Geleceğini Türkiye’nin bekaasında arayan Kürt de, „sınırımızda büyük bir tehdit oluştu, devletimiz de bunu bertaraf etmek için operasyon yapma kararını verdi. Hangi devlet olsa aynısını yapar“ diyor ve perde kapanıyor.
Konuşmacılar, ortaya koydukları akılalmaz teori ve stratejilerde bir türlü anlaşmamakla birlikte, sanki söz birliği yapmışlarcasına, önce Kürt koridoru, ardından pardon PKK-PYD koridoru diye düzelterek, aynı cümleyi defalarca tekrarlıyorlar.
Bu bile tek başına, adı, ünvanı, mesleki kimliği ne olursa olsun, Kürtlere karşı besledikleri kin ve nefretin, bilinçaltlarına yerleşmiş olan Kürt düşmanlığının ne kadar güçlü olduğunu gösteriyor.

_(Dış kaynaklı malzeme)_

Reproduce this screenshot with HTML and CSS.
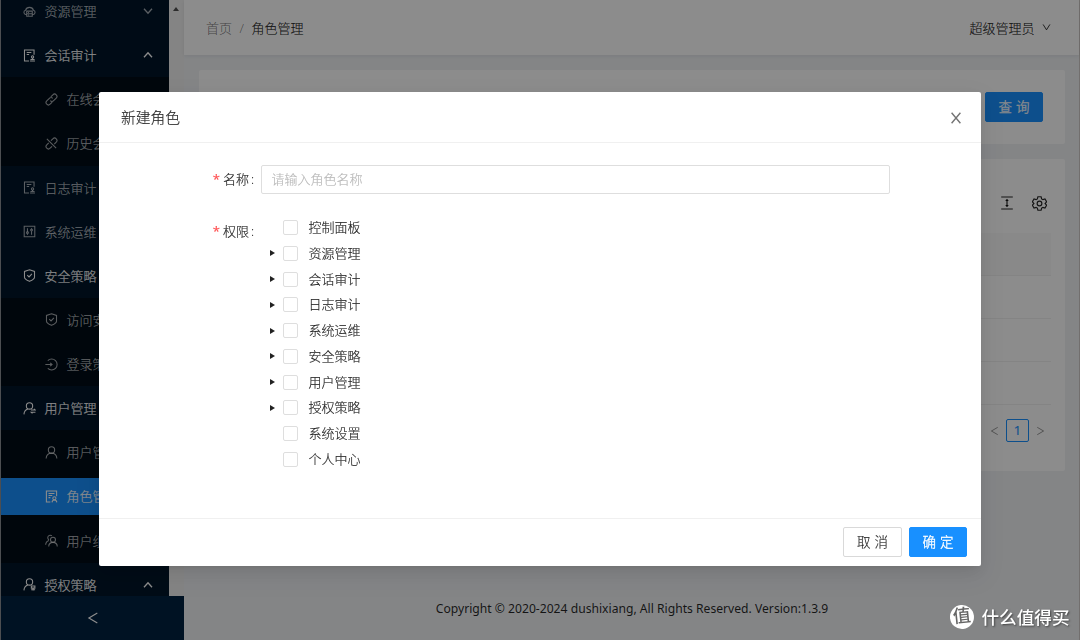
FILE: index.html
```html
<!DOCTYPE html>
<html lang="zh-CN">
<head>
    <meta charset="UTF-8">
    <meta name="viewport" content="width=device-width, initial-scale=1.0">
    <title>角色管理</title>
    <link rel="stylesheet" href="styles.css">
</head>
<body>
    <svg class="sprite" width="0" height="0">
        <symbol id="i-cloud" viewBox="0 0 14 14"><path d="M3.6 10.2H3A2.3 2.3 0 0 1 2.7 5.7 4.5 4.5 0 0 1 11.3 5.7 2.3 2.3 0 0 1 11 10.2h-.6M4 6.6h6v5.6H4zM4 9.4h6M5.5 8h1M5.5 10.8h1"/></symbol>
        <symbol id="i-audit" viewBox="0 0 14 14"><path d="M6.5 12.9H1.6V1.1h10.3v5.2M4 3.8h5M4 6h2.6M7.6 12.9h5.3M8 11.4h4.5M10.3 11V9.6"/><circle cx="10.3" cy="8.5" r="1.2"/></symbol>
        <symbol id="i-link" viewBox="0 0 14 14"><path d="M6.2 4.2 8.5 1.9a2.5 2.5 0 0 1 3.6 3.6L9.3 8.3a2.5 2.5 0 0 1-3.6 0M7.8 9.8 5.5 12.1a2.5 2.5 0 0 1-3.6-3.6L4.7 5.7a2.5 2.5 0 0 1 3.6 0"/></symbol>
        <symbol id="i-unlink" viewBox="0 0 14 14"><path d="M6.4 4 8.5 1.9a2.5 2.5 0 0 1 3.6 3.6L10 7.6M7.6 10 5.5 12.1a2.5 2.5 0 0 1-3.6-3.6L4 6.4M2 2l10 10"/></symbol>
        <symbol id="i-control" viewBox="0 0 14 14"><path d="M1.3 1.3h11.4v11.4H1.3zM4.8 3.6v3.6M4.8 9.6v.8M9.2 3.6v.8M9.2 6.8v3.6"/><circle cx="4.8" cy="8.4" r="1"/><circle cx="9.2" cy="5.5" r="1"/></symbol>
        <symbol id="i-safety" viewBox="0 0 14 14"><path d="M7 .9 12.4 2.6v6.2c0 1.5-3 3.4-5.4 4.5-2.4-1.1-5.4-3-5.4-4.5V2.6zM4.6 6.6l1.9 1.9 3.1-3.3"/></symbol>
        <symbol id="i-login" viewBox="0 0 14 14"><path d="M3 2.8A5.9 5.9 0 1 1 3 11.2M.4 7h7M5.6 5.2 7.6 7 5.6 8.8"/></symbol>
        <symbol id="i-userswitch" viewBox="0 0 14 14"><circle cx="7" cy="4.3" r="3.4"/><path d="M1 13.3C1.3 10 3 8.3 5.2 7.6M8.6 8.6h4.6l-1.4-1.2M13.4 11H8.8l1.4 1.3"/></symbol>
        <symbol id="i-user" viewBox="0 0 14 14"><circle cx="7" cy="4.3" r="3.4"/><path d="M1.2 13.4C1.4 9.8 4 7.8 7 7.8s5.6 2 5.8 5.6"/></symbol>
        <symbol id="i-solution" viewBox="0 0 14 14"><path d="M5.8 12.9H1.5V1.1h11v5.5M3.8 3.8h6.4M3.8 6h4M3.8 8.2h2M7.6 13.3c.1-1.6 1-2.5 2.5-2.5s2.5.9 2.6 2.5"/><circle cx="10.1" cy="8.9" r="1.7"/></symbol>
        <symbol id="i-team" viewBox="0 0 14 14"><circle cx="8.6" cy="6.2" r="2.7"/><path d="M4 13.4c.1-2.8 2-4.4 4.6-4.4s4.5 1.6 4.6 4.4M7.4 1.9A2.7 2.7 0 1 0 4.3 6.3M.7 11.6C.8 9.3 2 7.6 4.3 6.9"/></symbol>
        <symbol id="i-insurance" viewBox="0 0 14 14"><circle cx="7" cy="4.3" r="3.4"/><path d="M1 13.3C1.3 10 3 8.3 5.2 7.6M9 8.6h3.8v2.3H9zM8.8 12.6h4.2M10.9 10.9v2.6"/></symbol>
        <symbol id="i-down" viewBox="0 0 10 10"><path d="M1 2.8 5 7.3 9 2.8"/></symbol>
        <symbol id="i-down-deep" viewBox="0 0 10 10"><path d="M1.2 1.6 5 7.6 8.8 1.6"/></symbol>
        <symbol id="i-left" viewBox="0 0 10 10"><path d="M8.6.9 1.6 5l7 4.1"/></symbol>
        <symbol id="i-close" viewBox="0 0 12 12"><path d="M1.6.8 10.4 11.2M10.4.8 1.6 11.2"/></symbol>
        <symbol id="i-height" viewBox="0 0 14 14"><path d="M1.2 1h11.6M1.2 13h11.6M7 3.8v6.4"/><path d="M5.2 5 7 2.8 8.8 5zM5.2 9 7 11.2 8.8 9z" fill="currentColor" stroke="none"/></symbol>
        <symbol id="i-setting" viewBox="0 0 14 14"><path d="M5.5.7h3l.5 2 1.2.7 1.9-.6 1.5 2.6L12.2 7l1.4 1.6-1.5 2.6-1.9-.6-1.2.7-.5 2h-3l-.5-2-1.2-.7-1.9.6L.4 8.6 1.8 7 .4 5.4 1.9 2.8l1.9.6L5 2.7z"/><circle cx="7" cy="7" r="2.2"/></symbol>
    </svg>

    <div class="layout">
        <div class="sider">
            <div class="menu-area">
                <div class="menu">
                    <div class="item"><svg class="icon"><use href="#i-cloud"/></svg>资源管理<svg class="arrow"><use href="#i-down"/></svg></div>
                    <div class="item open"><svg class="icon"><use href="#i-audit"/></svg>会话审计<svg class="arrow up"><use href="#i-down"/></svg></div>
                    <div class="submenu">
                        <div class="item"><svg class="icon"><use href="#i-link"/></svg>在线会话</div>
                        <div class="item"><svg class="icon"><use href="#i-unlink"/></svg>历史会话</div>
                    </div>
                    <div class="item"><svg class="icon"><use href="#i-audit"/></svg>日志审计</div>
                    <div class="item"><svg class="icon"><use href="#i-control"/></svg>系统运维</div>
                    <div class="item open"><svg class="icon"><use href="#i-safety"/></svg>安全策略</div>
                    <div class="submenu">
                        <div class="item"><svg class="icon"><use href="#i-safety"/></svg>访问安全</div>
                        <div class="item"><svg class="icon"><use href="#i-login"/></svg>登录策略</div>
                    </div>
                    <div class="item open"><svg class="icon"><use href="#i-userswitch"/></svg>用户管理</div>
                    <div class="submenu">
                        <div class="item"><svg class="icon"><use href="#i-user"/></svg>用户管理</div>
                        <div class="item selected"><svg class="icon"><use href="#i-solution"/></svg>角色管理</div>
                        <div class="item"><svg class="icon"><use href="#i-team"/></svg>用户组管理</div>
                    </div>
                    <div class="item open"><svg class="icon"><use href="#i-insurance"/></svg>授权策略<svg class="arrow up"><use href="#i-down"/></svg></div>
                </div>
                <div class="scrollbar"><span class="scroll-up"></span></div>
            </div>
            <div class="trigger"><svg><use href="#i-left"/></svg></div>
        </div>

        <div class="main">
            <div class="header">
                <div class="breadcrumb"><span>首页</span><span class="sep">/</span><b>角色管理</b></div>
                <div class="account">超级管理员<svg><use href="#i-down-deep"/></svg></div>
            </div>
            <div class="card search">
                <button class="btn primary">查 询</button>
            </div>
            <div class="card list">
                <div class="toolbar">
                    <svg><use href="#i-height"/></svg>
                    <svg class="gear"><use href="#i-setting"/></svg>
                </div>
                <div class="table">
                    <div class="tr th"></div>
                    <div class="tr"></div>
                    <div class="tr"></div>
                    <div class="tr"></div>
                </div>
                <div class="pagination">
                    <svg><use href="#i-left"/></svg>
                    <span class="page">1</span>
                    <svg class="next"><use href="#i-left"/></svg>
                </div>
            </div>
            <div class="footer"><span>Copyright © 2020-2024 dushixiang, All Rights Reserved. Version:1.3.9</span></div>
        </div>
    </div>

    <div class="mask">
        <div class="modal">
            <div class="modal-header">新建角色<svg><use href="#i-close"/></svg></div>
            <div class="modal-body">
                <div class="form-row">
                    <label for="name"><i>*</i>名称<em>:</em></label>
                    <input type="text" id="name" placeholder="请输入角色名称">
                </div>
                <div class="form-row perms">
                    <label><i>*</i>权限<em>:</em></label>
                    <div class="tree">
                        <div class="node leaf"><span class="caret"></span><span class="check"></span><span class="title">控制面板</span></div>
                        <div class="node"><span class="caret"></span><span class="check"></span><span class="title">资源管理</span></div>
                        <div class="node"><span class="caret"></span><span class="check"></span><span class="title">会话审计</span></div>
                        <div class="node"><span class="caret"></span><span class="check"></span><span class="title">日志审计</span></div>
                        <div class="node"><span class="caret"></span><span class="check"></span><span class="title">系统运维</span></div>
                        <div class="node"><span class="caret"></span><span class="check"></span><span class="title">安全策略</span></div>
                        <div class="node"><span class="caret"></span><span class="check"></span><span class="title">用户管理</span></div>
                        <div class="node"><span class="caret"></span><span class="check"></span><span class="title">授权策略</span></div>
                        <div class="node leaf"><span class="caret"></span><span class="check"></span><span class="title">系统设置</span></div>
                        <div class="node leaf"><span class="caret"></span><span class="check"></span><span class="title">个人中心</span></div>
                    </div>
                </div>
            </div>
            <div class="modal-footer">
                <button class="btn">取 消</button>
                <button class="btn primary">确 定</button>
            </div>
        </div>
    </div>

    <div class="watermark"><span class="logo">值</span>什么值得买</div>
</body>
</html>
```
FILE: styles.css
```css
* {
    box-sizing: border-box;
}
body {
    margin: 0;
    height: 640px;
    overflow: hidden;
    font-family: "Open Sans", "Noto Sans CJK SC", sans-serif;
    font-size: 13px;
    font-weight: 300;
    color: rgba(0, 0, 0, 0.85);
    -webkit-text-stroke: 0.15px;
}
svg {
    fill: none;
    stroke: currentColor;
    stroke-width: 1;
    flex: none;
}
.sprite {
    display: block;
}
.layout {
    display: flex;
    height: 640px;
    background: #f0f2f5;
    border-left: 1px solid #8a8f94;
    border-right: 1px solid #cfcbc8;
}

/* sider */
.sider {
    width: 183px;
    flex: none;
    display: flex;
    flex-direction: column;
}
.menu-area {
    display: flex;
    height: 596px;
    overflow: hidden;
}
.menu {
    display: flex;
    flex-direction: column;
    width: 168px;
    margin-top: -11px;
    background: #001529;
    color: rgba(255, 255, 255, 0.65);
}
.item {
    display: flex;
    flex: none;
    align-items: center;
    height: 37px;
    margin: 3.57px 0;
    padding-left: 22px;
    padding-bottom: 1px;
    white-space: nowrap;
}
.item.open {
    color: #fff;
}
.icon {
    width: 13px;
    height: 13px;
    margin: 1px 8.5px 0 0;
    stroke-width: 1.15;
}
.arrow {
    width: 10px;
    height: 10px;
    margin: 1px 16px 0 auto;
    stroke-width: 1.3;
}
.up {
    transform: rotate(180deg);
}
.submenu {
    display: flex;
    flex-direction: column;
    flex: none;
    background: #000c17;
}
.submenu .item {
    padding-left: 44px;
}
.submenu .item.selected {
    background: #1890ff;
    color: #fff;
}
.scrollbar {
    width: 15px;
    background: #f1f1f1;
    padding: 7px 0 0 4px;
}
.scroll-up {
    display: block;
    width: 0;
    border: 3.5px solid transparent;
    border-top: 0;
    border-bottom: 4px solid #505050;
}
.trigger {
    flex: 1;
    display: flex;
    align-items: center;
    justify-content: center;
    background: #002140;
    color: #fff;
}
.trigger svg {
    width: 12px;
    height: 12px;
}

/* content */
.main {
    flex: 1;
}
.header {
    display: flex;
    justify-content: space-between;
    height: 55px;
    padding: 1px 28px 0 22px;
    line-height: 55px;
    background: #fff;
    box-shadow: 0 1px 4px rgba(0, 21, 41, 0.08);
}
.breadcrumb {
    color: rgba(0, 0, 0, 0.45);
}
.breadcrumb .sep {
    margin: 0 7.5px;
}
.breadcrumb b {
    font-weight: 300;
    color: rgba(0, 0, 0, 0.85);
}
.account {
    display: flex;
    align-items: center;
}
.account svg {
    width: 9px;
    height: 9px;
    margin: 0 0 2px 7.5px;
}
.card {
    margin: 15px 14px 0 15px;
    background: #fff;
    border-radius: 2px;
}
.search {
    height: 74px;
    padding: 22px;
    text-align: right;
}
.list {
    height: 312px;
    padding: 0 14px;
}
.toolbar {
    display: flex;
    justify-content: flex-end;
    align-items: center;
    gap: 18.5px;
    height: 74px;
    padding: 14px 4px 0 0;
}
.toolbar svg {
    width: 14px;
    height: 14px;
    stroke-width: 1.2;
}
.toolbar .gear {
    width: 15px;
    height: 15px;
    stroke-width: 1.1;
}
.tr {
    height: 43px;
    border-bottom: 1px solid #f0f0f0;
}
.th {
    background: #fafafa;
}
.pagination {
    display: flex;
    align-items: center;
    justify-content: flex-end;
    gap: 7px;
    margin-top: 14px;
    padding-right: 6px;
    color: rgba(0, 0, 0, 0.45);
}
.pagination svg {
    width: 9px;
    height: 10px;
}
.pagination .next {
    transform: rotate(180deg);
}
.page {
    width: 23px;
    height: 23px;
    line-height: 21px;
    text-align: center;
    border: 1px solid #1890ff;
    border-radius: 2px;
    color: #1890ff;
    font-weight: 500;
}
.footer {
    margin-top: 129px;
    padding-left: 1px;
    text-align: center;
    line-height: 18px;
    font-family: "Noto Sans", sans-serif;
    font-weight: 400;
    font-size: 12.15px;
    -webkit-text-stroke: 0;
}

.btn {
    height: 30px;
    width: 59px;
    padding: 0;
    border: 1px solid #d9d9d9;
    border-radius: 2px;
    background: #fff;
    color: rgba(0, 0, 0, 0.85);
    font: inherit;
    font-size: 13.5px;
    line-height: 26px;
    word-spacing: 0.5px;
}
.btn.primary {
    width: 58px;
    background: #1890ff;
    border-color: #1890ff;
    color: #fff;
    -webkit-text-stroke: 0.3px;
}

/* modal */
.mask {
    position: fixed;
    top: 0;
    left: 0;
    width: 100%;
    height: 100%;
    padding: 92px 0 0 99px;
    background: rgba(0, 0, 0, 0.45);
}
.modal {
    display: flex;
    flex-direction: column;
    width: 882px;
    height: 474px;
    background: #fff;
    border-radius: 2px;
    box-shadow: 0 3px 6px -4px rgba(0, 0, 0, 0.12), 0 6px 16px rgba(0, 0, 0, 0.08), 0 9px 28px 8px rgba(0, 0, 0, 0.05);
}
.modal-header {
    display: flex;
    align-items: center;
    justify-content: space-between;
    height: 51px;
    padding: 0 19px 2px 22px;
    border-bottom: 1px solid #f0f0f0;
    font-size: 14.75px;
}
.modal-header svg {
    width: 12px;
    height: 12px;
    margin-top: 3px;
    color: rgba(0, 0, 0, 0.55);
    stroke-width: 1.4;
}
.modal-body {
    flex: 1;
    padding-top: 22px;
}
.form-row {
    display: flex;
}
.form-row label {
    width: 162px;
    padding-right: 7px;
    line-height: 29px;
    display: flex;
    justify-content: flex-end;
}
label i {
    margin-right: 3px;
    color: #ff4d4f;
    font-style: normal;
    font-weight: 400;
}
label em {
    margin-left: 2px;
    font-style: normal;
}
input {
    width: 629px;
    height: 29px;
    padding: 0 10px 1px 9.5px;
    border: 1px solid #dedede;
    border-radius: 2px;
    font: inherit;
}
input::placeholder {
    color: #b8b8b8;
}
.perms {
    margin-top: 21px;
}
.perms label {
    padding-top: 2px;
}
.node {
    display: flex;
    align-items: center;
    height: 25.75px;
}
.title {
    padding-bottom: 2px;
}
.tree {
    margin-top: -0.3px;
}
.caret {
    margin: 0 8px 0 9px;
    border: 3.5px solid transparent;
    border-left: 5px solid #222;
    border-right: 0;
}
.leaf .caret {
    visibility: hidden;
}
.check {
    width: 15px;
    height: 15px;
    margin-right: 10.5px;
    border: 1px solid #dedede;
    border-radius: 2px;
}
.modal-footer {
    display: flex;
    justify-content: flex-end;
    gap: 7px;
    height: 48px;
    padding: 8px 14px 0 0;
    border-top: 1px solid #f0f0f0;
}

.watermark {
    position: absolute;
    right: 10.5px;
    top: 603px;
    display: flex;
    align-items: center;
    height: 26px;
    color: #fff;
    font-size: 17.6px;
    font-weight: 500;
    text-shadow: 1px 1px 2px rgba(0, 0, 0, 0.5);
    -webkit-text-stroke: 0;
}
.logo {
    width: 24px;
    height: 24px;
    margin: 2px 8px 0 0;
    border-radius: 50%;
    background: #fff;
    color: #666;
    font-size: 18px;
    line-height: 21px;
    text-align: center;
    text-shadow: none;
    transform: rotate(-6deg);
}
```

Bilinçaltlarına yerleşmiş olan Kürt nefretini gizlemek için ise, argüman olarak Türkiye’nin Güney Kürdistan ile olan ilişkilerini gerekçe gösteriyorlar.
Oysa aynı anlayış Güney Kürdistan sürecinde de yaşanmıs, sürecin ilk dönemlerinde kırmızı çizgiler ilan edilmiş, uzun yıllar kurulan Federe Devlet görmemezlikten gelinerek, Kuzey Irak olarak adlandırılmıştı. Barzani ve Talabani için ağza alınmayacak sıfatlar yakıştırılmıs, onların dostane ilişkiler kurma istekleri, hep en alt düzeydeki askerlere havale edilmişti.
Eğer bu gün Türl devleti ve Türkler nezdin de Güney Kürdistan kabul görüyorsa, Türkiye ile ilişkileri belli bir düzeye çıkmışsa, bu Türk devleti ve onu yönetenlerin iradesinden çok, Güney Kürdistan’daki gelişmelerin ve Türklerin bu gelişmeyi engelleyecek olanaklardan yoksun olmarinın bir sonucudur.
Bu gün devletiyle, asker ve siviliyle Batı Kürdistan’daki gelişmeler karşısında takınılan tavır, 25 yıl önce Güney Kürdistan ile ilgili takınılan tavrın adeta bir kopyasıdır.
Çünkü Türk devleti için iyi ve ya kötü Kürt yoktur, bekaası için tehlike gördüğü Kürt vardır.
Bunun için sorun, Batı Kürdistan’daki hareketin PKK bağlantılı olması değil, sorun Kürtlerin ikinci parçada sahneye çıkmalarıdir. Devleti yönetenlerin her fırsatta, „ikinci bir Kuzey Irak’a müsade etmeyiz“ demelerinin nedeni de budur.
Nasıl ki „Fırat Kalkanı’nın asıl hedefi IŞID ile gizlenmek istendiyse, PKK-PYD ilişkisinin olduğu gerekçesiyle de, genel olarak Kürt düşmanlığı gizlenmek isteniyor.